“What kind of hurdles have you faced as a woman in STEM? What do you wish people had done differently to support you in your career goals? What kind of role models have you looked up to?” The first few times I heard these questions and their many variations, I was taken aback. Why were people acting as though choosing to study computers was something impressive and groundbreaking?
It took me some time to realize that these people thought I was brave for studying software, in part because building technology feels so alien, a mysterious realm that only stereotypical “smart people” could ever understand. I realized too that some were impressed that I would pick a field that could be very isolating due to the scarcity of other girls. In many of my classes, the girls were outnumbered 14 to one (or more!). Taken with a certain perspective, these two things together could be very daunting.

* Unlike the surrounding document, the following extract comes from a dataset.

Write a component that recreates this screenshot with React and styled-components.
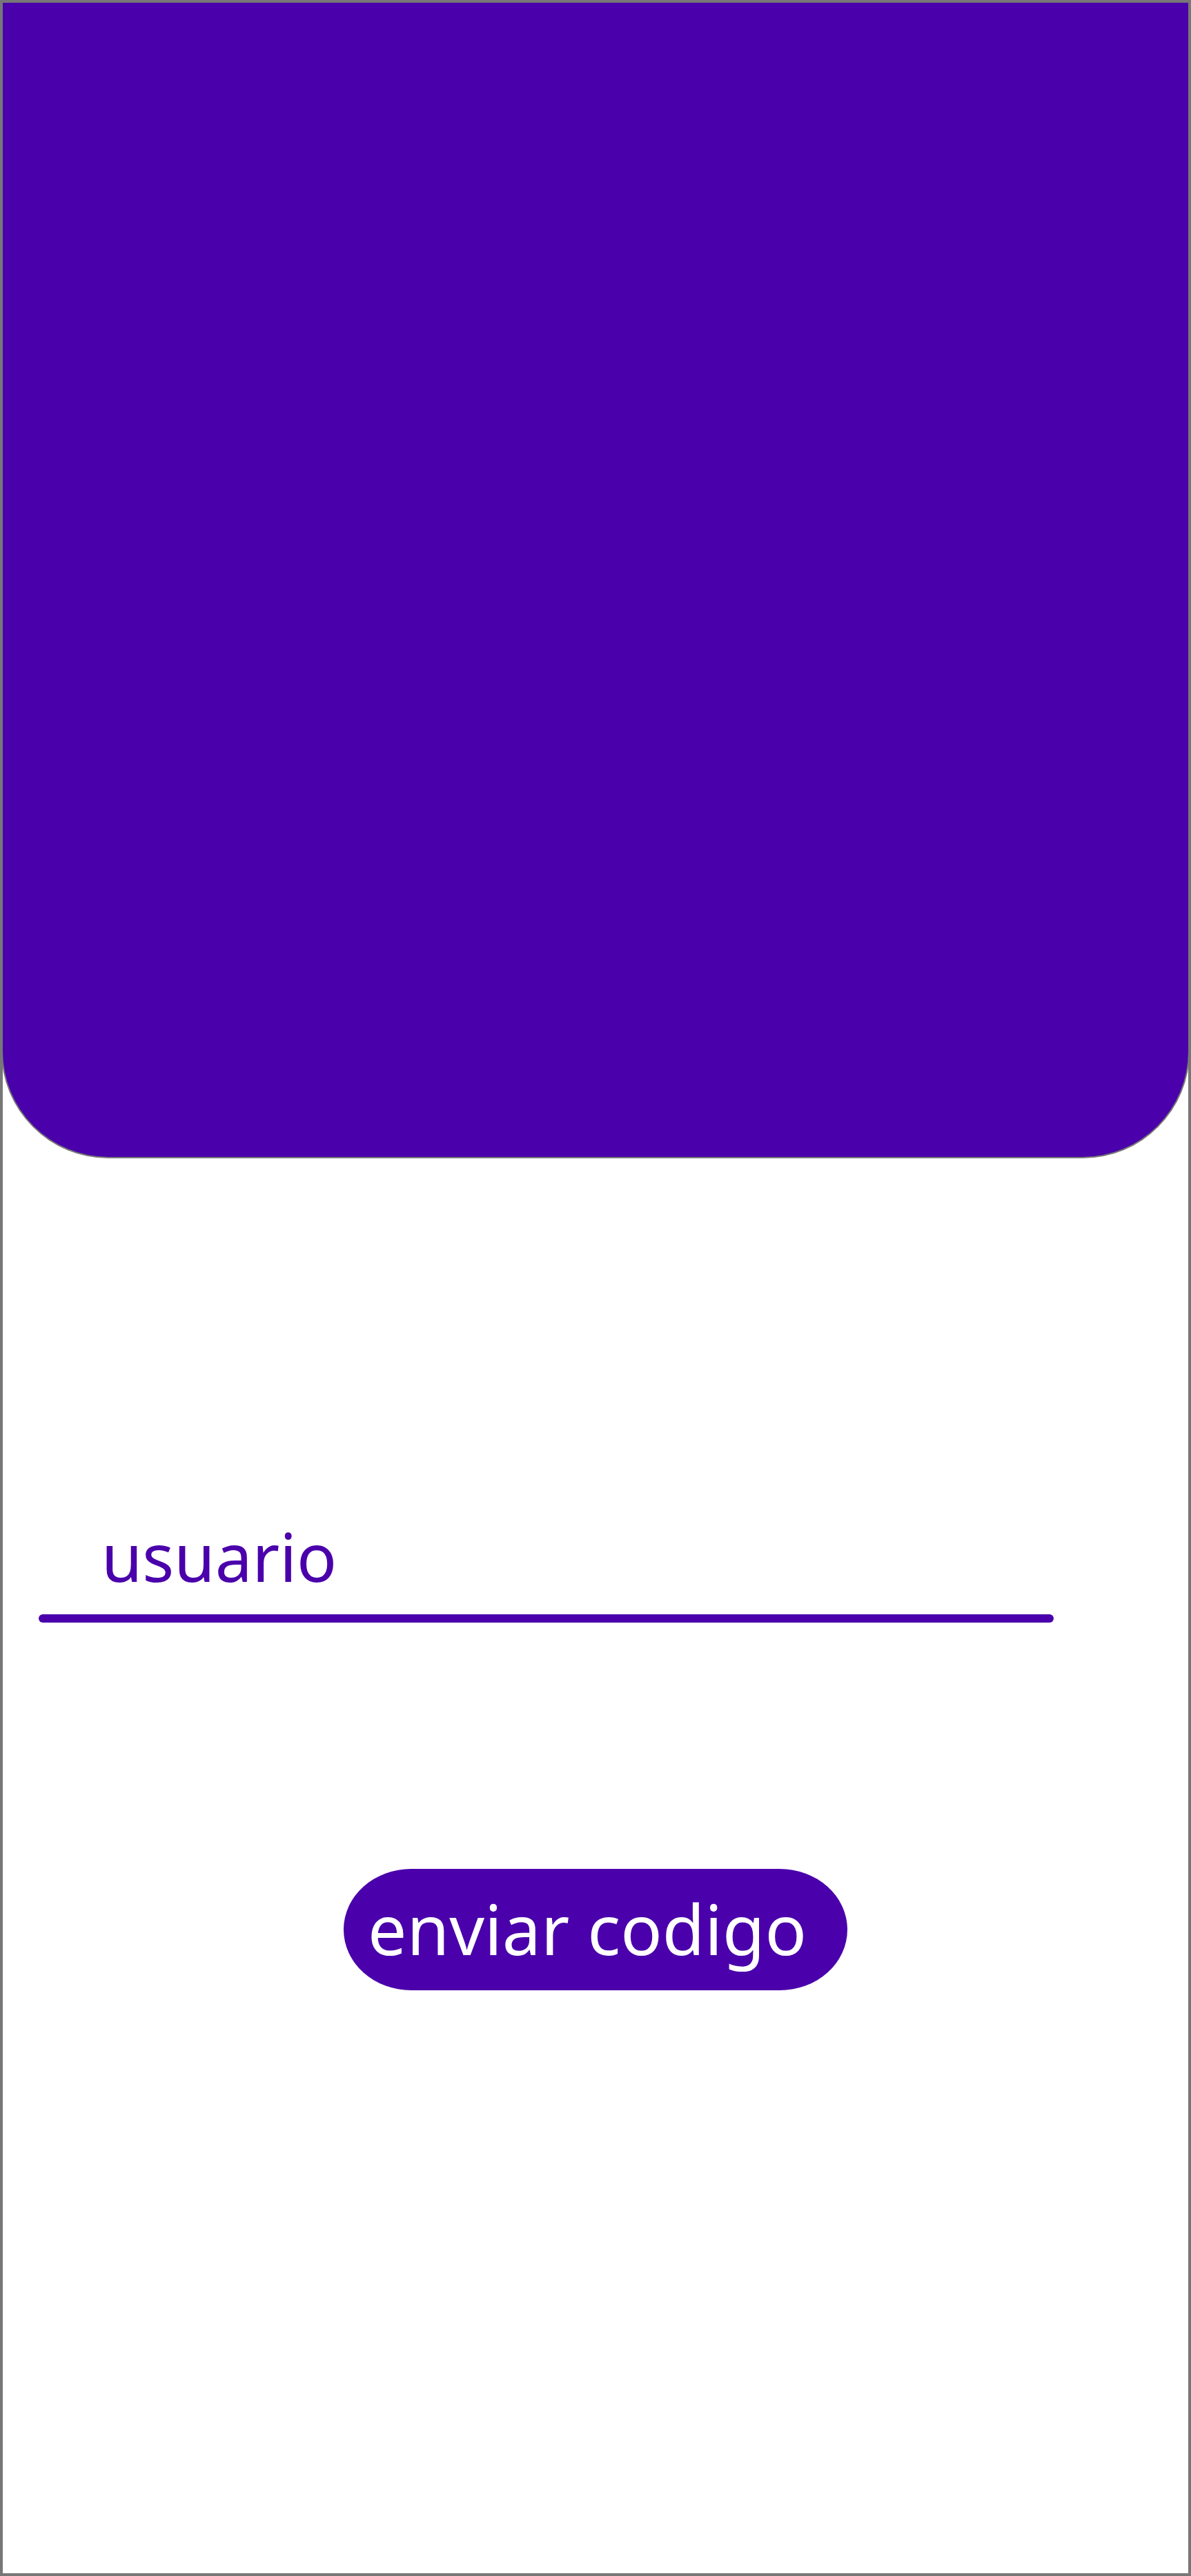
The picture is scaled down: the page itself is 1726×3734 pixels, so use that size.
import React from 'react'
import styled, { createGlobalStyle } from 'styled-components'

const purple = '#4a00ab'
const frameGray = '#777777'

const GlobalStyle = createGlobalStyle`
  html, body {
    margin: 0;
    padding: 0;
    background: #ffffff;
  }
  * {
    box-sizing: border-box;
  }
`

const Frame = styled.div`
  width: 1726px;
  height: 3734px;
  border: 4px solid ${frameGray};
  background: #ffffff;
  display: flex;
  flex-direction: column;
  font-family: "Noto Sans", "Open Sans", sans-serif;
`

const Header = styled.header`
  height: 1675px;
  margin: 0 -2px;
  background: ${purple};
  border: 2px solid ${frameGray};
  border-top: none;
  border-radius: 0 0 155px 155px;
  flex-shrink: 0;
`

const Form = styled.form`
  display: flex;
  flex-direction: column;
  padding-top: 512px;
`

const Field = styled.label`
  display: flex;
  flex-direction: column;
  gap: 20px;
  padding-left: 52px;
`

const FieldLabel = styled.span`
  padding-left: 91px;
  font-size: 96px;
  line-height: 129px;
  color: ${purple};
`

const Underline = styled.div`
  width: 1471px;
  height: 12px;
  border-radius: 6px;
  background: ${purple};
`

const Actions = styled.div`
  display: flex;
  justify-content: center;
  padding-top: 357px;
`

const SendButton = styled.button`
  width: 730px;
  height: 176px;
  padding: 0 24px 4px 0;
  border: none;
  border-radius: 98px / 88px;
  background: ${purple};
  color: #ffffff;
  font-family: inherit;
  font-size: 100px;
  line-height: 136px;
  cursor: pointer;
`

const App = () => {
  return (
    <>
      <GlobalStyle />
      <Frame>
        <Header />
        <Form onSubmit={e => e.preventDefault()}>
          <Field>
            <FieldLabel>usuario</FieldLabel>
            <Underline />
          </Field>
          <Actions>
            <SendButton type="submit">enviar codigo</SendButton>
          </Actions>
        </Form>
      </Frame>
    </>
  )
}

export default App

The thing was, these hadn’t occurred to me before other people pointed them out. Computers were just a puzzle to figure out, and I’ve always liked puzzles. I’m actually not intrinsically tech-savvy: any skills I have come from hours of hard work and stubbornness. I can be very stubborn. I took my first computer class on a dare, and had decided I would not let the programs beat me, no matter how many late nights and tears it took. Well, it took many late nights and tears, but I came out the winner.
As for the extreme ratio of men to women…well, I’m not “one of the guys,” but I’m one of the team. And I’m happy with that. We have good conversations talking about code and commiserating about bugs (and sometimes branch out to talk about day-to-day life). And when I get supersaturated by tech talk, I go to my friends outside of work to enjoy the sunshine (computer labs are notoriously indoors), or discuss the latest book I’ve read (assuming I had time for reading), or just talk about the weather (meteorology is fascinating).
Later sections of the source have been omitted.